Supplied material:
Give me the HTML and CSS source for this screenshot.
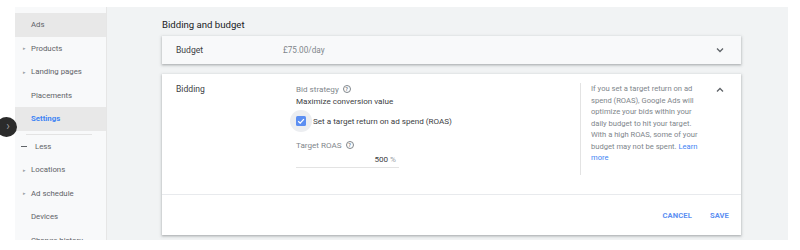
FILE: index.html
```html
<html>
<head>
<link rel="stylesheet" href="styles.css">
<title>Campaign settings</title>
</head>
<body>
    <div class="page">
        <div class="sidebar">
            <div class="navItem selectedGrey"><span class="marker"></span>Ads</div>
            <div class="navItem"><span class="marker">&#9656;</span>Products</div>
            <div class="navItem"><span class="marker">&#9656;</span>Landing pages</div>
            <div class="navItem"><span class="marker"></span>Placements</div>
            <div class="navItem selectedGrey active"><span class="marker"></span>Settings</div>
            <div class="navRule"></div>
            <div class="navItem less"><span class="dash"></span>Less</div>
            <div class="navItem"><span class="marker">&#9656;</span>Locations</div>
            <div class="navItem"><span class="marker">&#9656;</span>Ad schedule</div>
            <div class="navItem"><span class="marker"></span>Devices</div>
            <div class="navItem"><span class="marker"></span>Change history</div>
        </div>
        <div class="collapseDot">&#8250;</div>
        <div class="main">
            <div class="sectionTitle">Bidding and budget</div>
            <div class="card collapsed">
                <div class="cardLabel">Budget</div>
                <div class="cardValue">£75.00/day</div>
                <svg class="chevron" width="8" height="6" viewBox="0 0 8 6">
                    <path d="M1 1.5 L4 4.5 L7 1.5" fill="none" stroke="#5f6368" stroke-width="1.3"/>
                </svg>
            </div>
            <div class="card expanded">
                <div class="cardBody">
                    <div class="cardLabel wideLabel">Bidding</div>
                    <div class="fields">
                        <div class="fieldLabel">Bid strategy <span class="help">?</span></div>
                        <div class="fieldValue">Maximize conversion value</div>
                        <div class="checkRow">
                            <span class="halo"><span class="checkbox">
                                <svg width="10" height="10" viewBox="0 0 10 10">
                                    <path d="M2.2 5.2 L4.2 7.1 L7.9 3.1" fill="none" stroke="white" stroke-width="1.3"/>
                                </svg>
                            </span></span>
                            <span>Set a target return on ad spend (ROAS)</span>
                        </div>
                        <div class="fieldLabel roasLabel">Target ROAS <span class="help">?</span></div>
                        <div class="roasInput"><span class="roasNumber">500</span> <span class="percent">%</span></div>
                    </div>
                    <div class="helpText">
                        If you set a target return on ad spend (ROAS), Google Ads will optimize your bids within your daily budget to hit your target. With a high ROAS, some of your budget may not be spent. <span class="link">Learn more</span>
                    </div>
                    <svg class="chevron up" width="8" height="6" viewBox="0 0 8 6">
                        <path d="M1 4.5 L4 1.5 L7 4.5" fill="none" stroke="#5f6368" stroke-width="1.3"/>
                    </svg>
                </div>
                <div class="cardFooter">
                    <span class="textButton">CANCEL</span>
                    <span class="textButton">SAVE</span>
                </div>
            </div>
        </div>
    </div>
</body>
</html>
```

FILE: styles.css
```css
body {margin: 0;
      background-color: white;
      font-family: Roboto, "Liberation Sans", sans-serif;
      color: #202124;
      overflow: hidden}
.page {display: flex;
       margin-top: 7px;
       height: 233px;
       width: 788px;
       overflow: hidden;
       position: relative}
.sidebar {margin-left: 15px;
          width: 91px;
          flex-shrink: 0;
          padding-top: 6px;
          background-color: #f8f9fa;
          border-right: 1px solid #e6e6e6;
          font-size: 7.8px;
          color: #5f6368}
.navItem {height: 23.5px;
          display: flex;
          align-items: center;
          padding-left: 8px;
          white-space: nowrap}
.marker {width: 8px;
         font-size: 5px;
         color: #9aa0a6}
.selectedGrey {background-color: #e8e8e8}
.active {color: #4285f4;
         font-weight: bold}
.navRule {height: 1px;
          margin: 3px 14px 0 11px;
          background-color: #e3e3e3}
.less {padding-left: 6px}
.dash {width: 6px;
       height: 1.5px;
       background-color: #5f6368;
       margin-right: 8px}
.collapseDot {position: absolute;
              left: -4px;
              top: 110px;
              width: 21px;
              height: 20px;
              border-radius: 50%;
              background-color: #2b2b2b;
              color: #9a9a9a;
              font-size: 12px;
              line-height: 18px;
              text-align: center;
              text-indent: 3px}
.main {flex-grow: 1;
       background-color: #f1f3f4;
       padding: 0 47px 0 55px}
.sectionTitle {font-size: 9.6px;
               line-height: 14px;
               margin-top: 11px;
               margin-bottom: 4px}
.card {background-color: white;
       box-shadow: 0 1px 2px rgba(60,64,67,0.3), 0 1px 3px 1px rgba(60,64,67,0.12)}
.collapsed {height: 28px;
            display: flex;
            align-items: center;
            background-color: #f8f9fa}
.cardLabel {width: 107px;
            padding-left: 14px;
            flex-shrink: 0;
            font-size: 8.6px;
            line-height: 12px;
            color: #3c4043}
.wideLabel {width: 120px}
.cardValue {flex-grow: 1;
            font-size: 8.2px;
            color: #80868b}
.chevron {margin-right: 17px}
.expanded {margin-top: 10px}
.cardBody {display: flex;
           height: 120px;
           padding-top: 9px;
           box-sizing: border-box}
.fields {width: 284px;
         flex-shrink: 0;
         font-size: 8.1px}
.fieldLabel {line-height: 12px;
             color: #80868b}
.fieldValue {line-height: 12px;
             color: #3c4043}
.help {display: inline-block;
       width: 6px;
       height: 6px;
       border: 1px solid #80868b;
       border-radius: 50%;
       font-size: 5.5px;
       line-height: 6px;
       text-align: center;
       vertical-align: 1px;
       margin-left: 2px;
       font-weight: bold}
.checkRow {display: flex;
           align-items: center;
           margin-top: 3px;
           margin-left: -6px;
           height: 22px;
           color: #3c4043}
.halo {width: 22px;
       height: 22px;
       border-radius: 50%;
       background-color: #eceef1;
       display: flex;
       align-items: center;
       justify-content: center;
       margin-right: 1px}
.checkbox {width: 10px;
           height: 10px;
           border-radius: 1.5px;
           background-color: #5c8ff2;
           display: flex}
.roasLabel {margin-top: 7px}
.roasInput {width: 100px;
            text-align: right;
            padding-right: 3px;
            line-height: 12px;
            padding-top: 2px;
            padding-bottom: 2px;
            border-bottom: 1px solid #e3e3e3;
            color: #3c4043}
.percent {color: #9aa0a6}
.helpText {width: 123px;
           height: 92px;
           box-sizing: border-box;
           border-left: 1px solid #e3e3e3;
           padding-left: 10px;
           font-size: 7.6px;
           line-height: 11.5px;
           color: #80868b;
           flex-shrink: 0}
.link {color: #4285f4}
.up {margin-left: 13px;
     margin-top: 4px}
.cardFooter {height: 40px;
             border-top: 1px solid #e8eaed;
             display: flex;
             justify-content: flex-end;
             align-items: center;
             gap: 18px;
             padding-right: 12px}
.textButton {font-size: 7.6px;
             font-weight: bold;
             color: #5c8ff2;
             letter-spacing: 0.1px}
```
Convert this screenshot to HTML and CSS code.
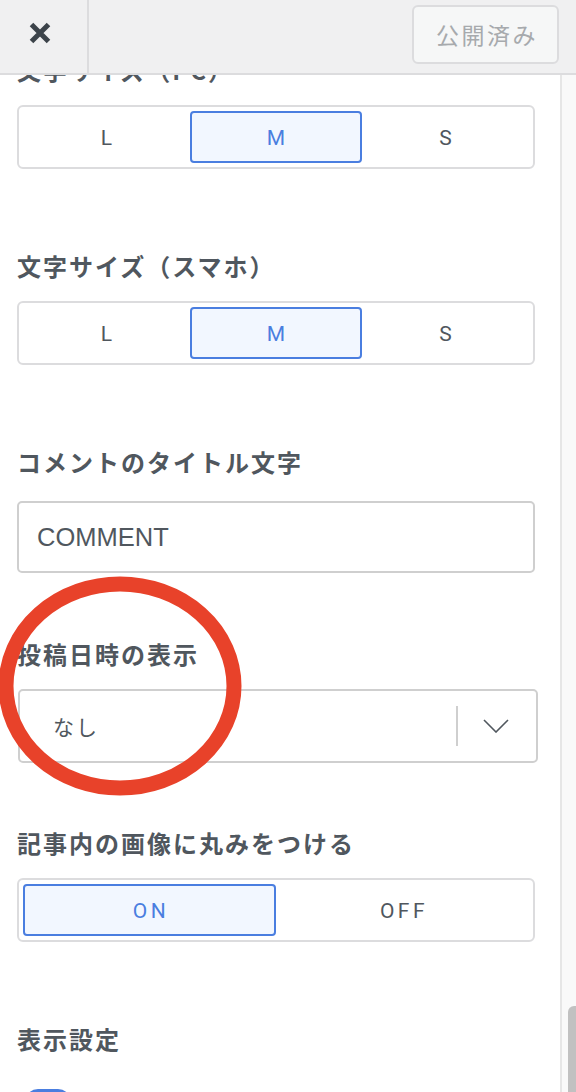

Given exercise: Repeat the material above in full and exactly, apart from the pictures.

Task answer:
Give me the HTML and CSS source for this screenshot.
FILE: index.html
```html
<html>
<head>
<link rel="stylesheet" href="styles.css">
<title>Campaign settings</title>
</head>
<body>
    <div class="page">
        <div class="sidebar">
            <div class="navItem selectedGrey"><span class="marker"></span>Ads</div>
            <div class="navItem"><span class="marker">&#9656;</span>Products</div>
            <div class="navItem"><span class="marker">&#9656;</span>Landing pages</div>
            <div class="navItem"><span class="marker"></span>Placements</div>
            <div class="navItem selectedGrey active"><span class="marker"></span>Settings</div>
            <div class="navRule"></div>
            <div class="navItem less"><span class="dash"></span>Less</div>
            <div class="navItem"><span class="marker">&#9656;</span>Locations</div>
            <div class="navItem"><span class="marker">&#9656;</span>Ad schedule</div>
            <div class="navItem"><span class="marker"></span>Devices</div>
            <div class="navItem"><span class="marker"></span>Change history</div>
        </div>
        <div class="collapseDot">&#8250;</div>
        <div class="main">
            <div class="sectionTitle">Bidding and budget</div>
            <div class="card collapsed">
                <div class="cardLabel">Budget</div>
                <div class="cardValue">£75.00/day</div>
                <svg class="chevron" width="8" height="6" viewBox="0 0 8 6">
                    <path d="M1 1.5 L4 4.5 L7 1.5" fill="none" stroke="#5f6368" stroke-width="1.3"/>
                </svg>
            </div>
            <div class="card expanded">
                <div class="cardBody">
                    <div class="cardLabel wideLabel">Bidding</div>
                    <div class="fields">
                        <div class="fieldLabel">Bid strategy <span class="help">?</span></div>
                        <div class="fieldValue">Maximize conversion value</div>
                        <div class="checkRow">
                            <span class="halo"><span class="checkbox">
                                <svg width="10" height="10" viewBox="0 0 10 10">
                                    <path d="M2.2 5.2 L4.2 7.1 L7.9 3.1" fill="none" stroke="white" stroke-width="1.3"/>
                                </svg>
                            </span></span>
                            <span>Set a target return on ad spend (ROAS)</span>
                        </div>
                        <div class="fieldLabel roasLabel">Target ROAS <span class="help">?</span></div>
                        <div class="roasInput"><span class="roasNumber">500</span> <span class="percent">%</span></div>
                    </div>
                    <div class="helpText">
                        If you set a target return on ad spend (ROAS), Google Ads will optimize your bids within your daily budget to hit your target. With a high ROAS, some of your budget may not be spent. <span class="link">Learn more</span>
                    </div>
                    <svg class="chevron up" width="8" height="6" viewBox="0 0 8 6">
                        <path d="M1 4.5 L4 1.5 L7 4.5" fill="none" stroke="#5f6368" stroke-width="1.3"/>
                    </svg>
                </div>
                <div class="cardFooter">
                    <span class="textButton">CANCEL</span>
                    <span class="textButton">SAVE</span>
                </div>
            </div>
        </div>
    </div>
</body>
</html>
```

FILE: styles.css
```css
body {margin: 0;
      background-color: white;
      font-family: Roboto, "Liberation Sans", sans-serif;
      color: #202124;
      overflow: hidden}
.page {display: flex;
       margin-top: 7px;
       height: 233px;
       width: 788px;
       overflow: hidden;
       position: relative}
.sidebar {margin-left: 15px;
          width: 91px;
          flex-shrink: 0;
          padding-top: 6px;
          background-color: #f8f9fa;
          border-right: 1px solid #e6e6e6;
          font-size: 7.8px;
          color: #5f6368}
.navItem {height: 23.5px;
          display: flex;
          align-items: center;
          padding-left: 8px;
          white-space: nowrap}
.marker {width: 8px;
         font-size: 5px;
         color: #9aa0a6}
.selectedGrey {background-color: #e8e8e8}
.active {color: #4285f4;
         font-weight: bold}
.navRule {height: 1px;
          margin: 3px 14px 0 11px;
          background-color: #e3e3e3}
.less {padding-left: 6px}
.dash {width: 6px;
       height: 1.5px;
       background-color: #5f6368;
       margin-right: 8px}
.collapseDot {position: absolute;
              left: -4px;
              top: 110px;
              width: 21px;
              height: 20px;
              border-radius: 50%;
              background-color: #2b2b2b;
              color: #9a9a9a;
              font-size: 12px;
              line-height: 18px;
              text-align: center;
              text-indent: 3px}
.main {flex-grow: 1;
       background-color: #f1f3f4;
       padding: 0 47px 0 55px}
.sectionTitle {font-size: 9.6px;
               line-height: 14px;
               margin-top: 11px;
               margin-bottom: 4px}
.card {background-color: white;
       box-shadow: 0 1px 2px rgba(60,64,67,0.3), 0 1px 3px 1px rgba(60,64,67,0.12)}
.collapsed {height: 28px;
            display: flex;
            align-items: center;
            background-color: #f8f9fa}
.cardLabel {width: 107px;
            padding-left: 14px;
            flex-shrink: 0;
            font-size: 8.6px;
            line-height: 12px;
            color: #3c4043}
.wideLabel {width: 120px}
.cardValue {flex-grow: 1;
            font-size: 8.2px;
            color: #80868b}
.chevron {margin-right: 17px}
.expanded {margin-top: 10px}
.cardBody {display: flex;
           height: 120px;
           padding-top: 9px;
           box-sizing: border-box}
.fields {width: 284px;
         flex-shrink: 0;
         font-size: 8.1px}
.fieldLabel {line-height: 12px;
             color: #80868b}
.fieldValue {line-height: 12px;
             color: #3c4043}
.help {display: inline-block;
       width: 6px;
       height: 6px;
       border: 1px solid #80868b;
       border-radius: 50%;
       font-size: 5.5px;
       line-height: 6px;
       text-align: center;
       vertical-align: 1px;
       margin-left: 2px;
       font-weight: bold}
.checkRow {display: flex;
           align-items: center;
           margin-top: 3px;
           margin-left: -6px;
           height: 22px;
           color: #3c4043}
.halo {width: 22px;
       height: 22px;
       border-radius: 50%;
       background-color: #eceef1;
       display: flex;
       align-items: center;
       justify-content: center;
       margin-right: 1px}
.checkbox {width: 10px;
           height: 10px;
           border-radius: 1.5px;
           background-color: #5c8ff2;
           display: flex}
.roasLabel {margin-top: 7px}
.roasInput {width: 100px;
            text-align: right;
            padding-right: 3px;
            line-height: 12px;
            padding-top: 2px;
            padding-bottom: 2px;
            border-bottom: 1px solid #e3e3e3;
            color: #3c4043}
.percent {color: #9aa0a6}
.helpText {width: 123px;
           height: 92px;
           box-sizing: border-box;
           border-left: 1px solid #e3e3e3;
           padding-left: 10px;
           font-size: 7.6px;
           line-height: 11.5px;
           color: #80868b;
           flex-shrink: 0}
.link {color: #4285f4}
.up {margin-left: 13px;
     margin-top: 4px}
.cardFooter {height: 40px;
             border-top: 1px solid #e8eaed;
             display: flex;
             justify-content: flex-end;
             align-items: center;
             gap: 18px;
             padding-right: 12px}
.textButton {font-size: 7.6px;
             font-weight: bold;
             color: #5c8ff2;
             letter-spacing: 0.1px}
```
Convert this screenshot to HTML and CSS code.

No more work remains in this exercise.